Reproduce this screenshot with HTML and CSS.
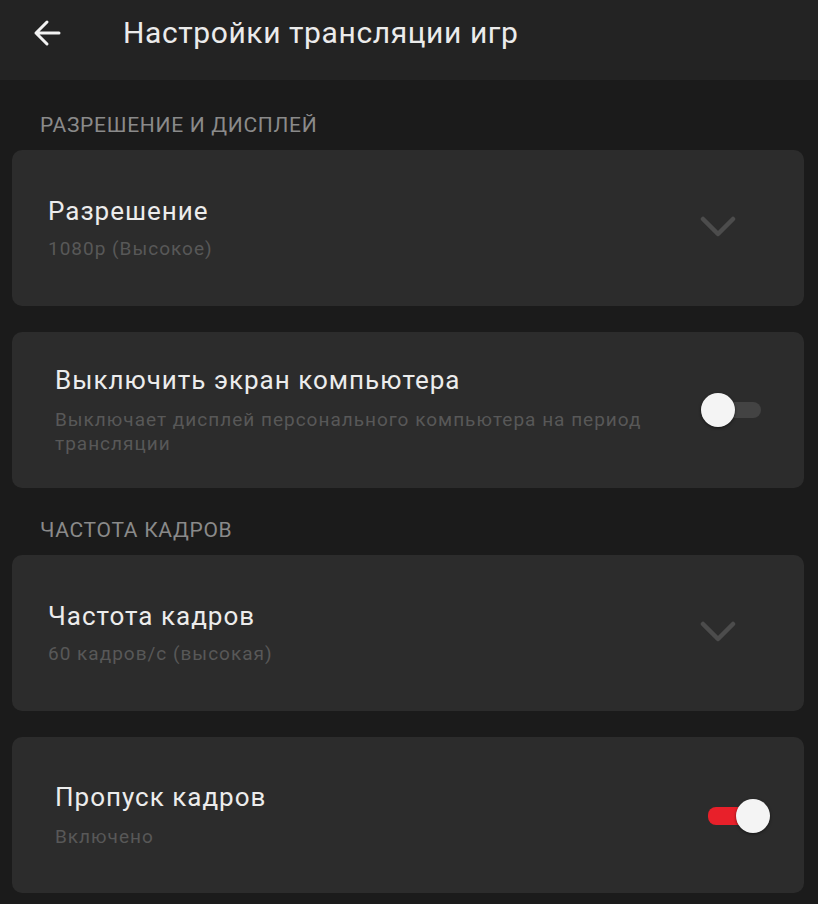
FILE: index.html
```html
<!DOCTYPE html>
<html lang="ru">
<head>
<meta charset="utf-8">
<title>Настройки трансляции игр</title>
<link rel="stylesheet" href="styles.css">
</head>
<body>
<header class="appbar">
  <svg class="back" viewBox="0 0 28 28" width="28" height="28" aria-hidden="true">
    <path d="M26 14H3 M14 3 3 14l11 11" fill="none" stroke="#f2f2f2" stroke-width="3" stroke-linecap="round" stroke-linejoin="round"/>
  </svg>
  <h1 class="appbar-title">Настройки трансляции игр</h1>
</header>
<main class="content">
  <section class="section">
    <h2 class="section-label">РАЗРЕШЕНИЕ И ДИСПЛЕЙ</h2>
    <div class="card card-select">
      <div class="card-text">
        <div class="card-title">Разрешение</div>
        <div class="card-sub">1080p (Высокое)</div>
      </div>
      <svg class="chevron" viewBox="0 0 36 22" width="36" height="22" aria-hidden="true">
        <path d="M3 3 18 18 33 3" fill="none" stroke="#4c4c4c" stroke-width="4.5" stroke-linecap="round" stroke-linejoin="round"/>
      </svg>
    </div>
    <div class="card card-toggle">
      <div class="card-text">
        <div class="card-title">Выключить экран компьютера</div>
        <div class="card-sub">Выключает дисплей персонального компьютера на период трансляции</div>
      </div>
      <div class="toggle toggle-off"><span class="track"></span><span class="knob"></span></div>
    </div>
  </section>

  <section class="section">
    <h2 class="section-label">ЧАСТОТА КАДРОВ</h2>
    <div class="card card-select">
      <div class="card-text">
        <div class="card-title">Частота кадров</div>
        <div class="card-sub">60 кадров/с (высокая)</div>
      </div>
      <svg class="chevron" viewBox="0 0 36 22" width="36" height="22" aria-hidden="true">
        <path d="M3 3 18 18 33 3" fill="none" stroke="#4c4c4c" stroke-width="4.5" stroke-linecap="round" stroke-linejoin="round"/>
      </svg>
    </div>
    <div class="card card-toggle">
      <div class="card-text">
        <div class="card-title">Пропуск кадров</div>
        <div class="card-sub">Включено</div>
      </div>
      <div class="toggle toggle-on"><span class="track"></span><span class="knob"></span></div>
    </div>
  </section>
</main>
</body>
</html>
```
FILE: styles.css
```css
* { box-sizing: border-box; }

html, body {
  margin: 0;
  padding: 0;
  background: #1b1b1b;
  font-family: Roboto, "Noto Sans", "Liberation Sans", sans-serif;
  color: #ececec;
}

body {
  width: 818px;
  height: 904px;
  overflow: hidden;
}

.appbar {
  height: 80px;
  background: #232323;
  display: flex;
  align-items: center;
  padding-left: 33px;
  gap: 62px;
}

.back {
  display: block;
  flex: none;
  margin-top: -14px;
}

.appbar-title {
  margin: -14px 0 0 0;
  font-size: 30px;
  line-height: 36px;
  font-weight: 400;
  color: #ebebeb;
  letter-spacing: 0.6px;
}

.content {
  padding: 0 14px 0 12px;
  display: flex;
  flex-direction: column;
}

.section {
  display: flex;
  flex-direction: column;
  gap: 26px;
}

.section-label {
  margin: 0 0 -26px 0;
  padding: 31px 0 11px 28px;
  font-size: 21px;
  line-height: 28px;
  font-weight: 400;
  color: #8a8a8a;
  letter-spacing: 0.7px;
}

.section + .section .section-label {
  padding-top: 28px;
}

.card {
  height: 156px;
  background: #2c2c2c;
  border-radius: 10px;
  display: flex;
  align-items: center;
}

.card-select {
  padding-left: 36px;
}

.card-toggle {
  padding-left: 43px;
}

.card-text {
  flex: 1;
  min-width: 0;
}

.card-title {
  font-size: 26px;
  line-height: 32px;
  letter-spacing: 1px;
  color: #ececec;
}

.card-sub {
  font-size: 19px;
  line-height: 24px;
  letter-spacing: 1px;
  color: #585858;
}

.card-select .card-sub {
  margin-top: 10px;
}

.card-toggle .card-sub {
  margin-top: 12px;
  max-width: 620px;
}

.chevron {
  flex: none;
  display: block;
  margin-right: 68px;
  margin-top: -2px;
}

.toggle {
  position: relative;
  flex: none;
  width: 62px;
  height: 34px;
}

.toggle-off {
  margin-right: 41px;
}

.toggle-on {
  margin-right: 34px;
  margin-top: 2px;
}

.track {
  position: absolute;
  top: 9px;
  left: 0;
  right: 2px;
  height: 16px;
  border-radius: 8px;
  background: #434343;
}

.toggle-on .track {
  background: #e8202a;
  right: 20px;
  height: 18px;
  top: 8px;
}

.knob {
  position: absolute;
  top: 0;
  width: 34px;
  height: 34px;
  border-radius: 50%;
  background: #f4f4f4;
  box-shadow: 0 1px 3px rgba(0, 0, 0, 0.55);
}

.toggle-off .knob { left: 0; }
.toggle-on .knob { right: 0; }
```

_WHAT YOU SHOULD DO_
Restate the entire listing word for word, excluding pictures.

_EXERCISE OUTPUT_
Reproduce this screenshot with HTML and CSS.
FILE: index.html
```html
<!DOCTYPE html>
<html lang="ru">
<head>
<meta charset="utf-8">
<title>Настройки трансляции игр</title>
<link rel="stylesheet" href="styles.css">
</head>
<body>
<header class="appbar">
  <svg class="back" viewBox="0 0 28 28" width="28" height="28" aria-hidden="true">
    <path d="M26 14H3 M14 3 3 14l11 11" fill="none" stroke="#f2f2f2" stroke-width="3" stroke-linecap="round" stroke-linejoin="round"/>
  </svg>
  <h1 class="appbar-title">Настройки трансляции игр</h1>
</header>
<main class="content">
  <section class="section">
    <h2 class="section-label">РАЗРЕШЕНИЕ И ДИСПЛЕЙ</h2>
    <div class="card card-select">
      <div class="card-text">
        <div class="card-title">Разрешение</div>
        <div class="card-sub">1080p (Высокое)</div>
      </div>
      <svg class="chevron" viewBox="0 0 36 22" width="36" height="22" aria-hidden="true">
        <path d="M3 3 18 18 33 3" fill="none" stroke="#4c4c4c" stroke-width="4.5" stroke-linecap="round" stroke-linejoin="round"/>
      </svg>
    </div>
    <div class="card card-toggle">
      <div class="card-text">
        <div class="card-title">Выключить экран компьютера</div>
        <div class="card-sub">Выключает дисплей персонального компьютера на период трансляции</div>
      </div>
      <div class="toggle toggle-off"><span class="track"></span><span class="knob"></span></div>
    </div>
  </section>

  <section class="section">
    <h2 class="section-label">ЧАСТОТА КАДРОВ</h2>
    <div class="card card-select">
      <div class="card-text">
        <div class="card-title">Частота кадров</div>
        <div class="card-sub">60 кадров/с (высокая)</div>
      </div>
      <svg class="chevron" viewBox="0 0 36 22" width="36" height="22" aria-hidden="true">
        <path d="M3 3 18 18 33 3" fill="none" stroke="#4c4c4c" stroke-width="4.5" stroke-linecap="round" stroke-linejoin="round"/>
      </svg>
    </div>
    <div class="card card-toggle">
      <div class="card-text">
        <div class="card-title">Пропуск кадров</div>
        <div class="card-sub">Включено</div>
      </div>
      <div class="toggle toggle-on"><span class="track"></span><span class="knob"></span></div>
    </div>
  </section>
</main>
</body>
</html>
```
FILE: styles.css
```css
* { box-sizing: border-box; }

html, body {
  margin: 0;
  padding: 0;
  background: #1b1b1b;
  font-family: Roboto, "Noto Sans", "Liberation Sans", sans-serif;
  color: #ececec;
}

body {
  width: 818px;
  height: 904px;
  overflow: hidden;
}

.appbar {
  height: 80px;
  background: #232323;
  display: flex;
  align-items: center;
  padding-left: 33px;
  gap: 62px;
}

.back {
  display: block;
  flex: none;
  margin-top: -14px;
}

.appbar-title {
  margin: -14px 0 0 0;
  font-size: 30px;
  line-height: 36px;
  font-weight: 400;
  color: #ebebeb;
  letter-spacing: 0.6px;
}

.content {
  padding: 0 14px 0 12px;
  display: flex;
  flex-direction: column;
}

.section {
  display: flex;
  flex-direction: column;
  gap: 26px;
}

.section-label {
  margin: 0 0 -26px 0;
  padding: 31px 0 11px 28px;
  font-size: 21px;
  line-height: 28px;
  font-weight: 400;
  color: #8a8a8a;
  letter-spacing: 0.7px;
}

.section + .section .section-label {
  padding-top: 28px;
}

.card {
  height: 156px;
  background: #2c2c2c;
  border-radius: 10px;
  display: flex;
  align-items: center;
}

.card-select {
  padding-left: 36px;
}

.card-toggle {
  padding-left: 43px;
}

.card-text {
  flex: 1;
  min-width: 0;
}

.card-title {
  font-size: 26px;
  line-height: 32px;
  letter-spacing: 1px;
  color: #ececec;
}

.card-sub {
  font-size: 19px;
  line-height: 24px;
  letter-spacing: 1px;
  color: #585858;
}

.card-select .card-sub {
  margin-top: 10px;
}

.card-toggle .card-sub {
  margin-top: 12px;
  max-width: 620px;
}

.chevron {
  flex: none;
  display: block;
  margin-right: 68px;
  margin-top: -2px;
}

.toggle {
  position: relative;
  flex: none;
  width: 62px;
  height: 34px;
}

.toggle-off {
  margin-right: 41px;
}

.toggle-on {
  margin-right: 34px;
  margin-top: 2px;
}

.track {
  position: absolute;
  top: 9px;
  left: 0;
  right: 2px;
  height: 16px;
  border-radius: 8px;
  background: #434343;
}

.toggle-on .track {
  background: #e8202a;
  right: 20px;
  height: 18px;
  top: 8px;
}

.knob {
  position: absolute;
  top: 0;
  width: 34px;
  height: 34px;
  border-radius: 50%;
  background: #f4f4f4;
  box-shadow: 0 1px 3px rgba(0, 0, 0, 0.55);
}

.toggle-off .knob { left: 0; }
.toggle-on .knob { right: 0; }
```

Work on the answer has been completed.